Beyond SICP, other options for the first course in CS [lambda-the-ultimate.org]
I have just started SICP and I agree with this critique. Probably most of all what I need to learn is when to apply a certain technique and how to anaylyze a program structure to know what techniques are being used and how to improve it.
Another critique of SICP is the specific domain knowledge required to understand the programs, especially mathematical concepts. One of the first examples, and exercises focuses on testing is a number is prime. The forumla and algorithm for this is introduced, but it seems it is assumed the reader understands this from prior math courses. This can make the learning frustrating as you end up focusing on understanding the math instead of the program.

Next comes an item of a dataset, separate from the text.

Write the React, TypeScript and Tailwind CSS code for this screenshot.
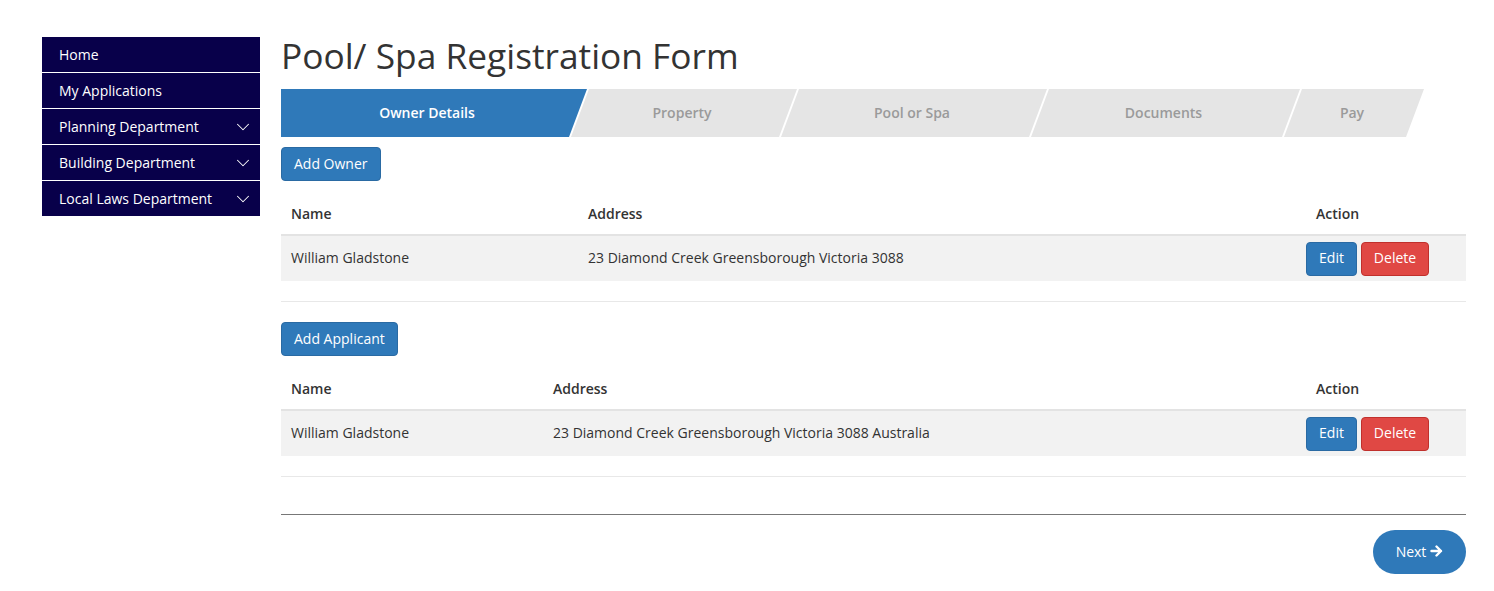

It probably is important for a programmer to understand this math, but its hard to aquire it in this context. The critique shows a table of the concepts taught and the examples used to teach them comparing SICP to HTDP and its striking how the examples in SICP are of interest only to the most dedicated computer scientist who wishes to understand the deepest concepts of the art, where HTDP examples seem much more fun, and approachable.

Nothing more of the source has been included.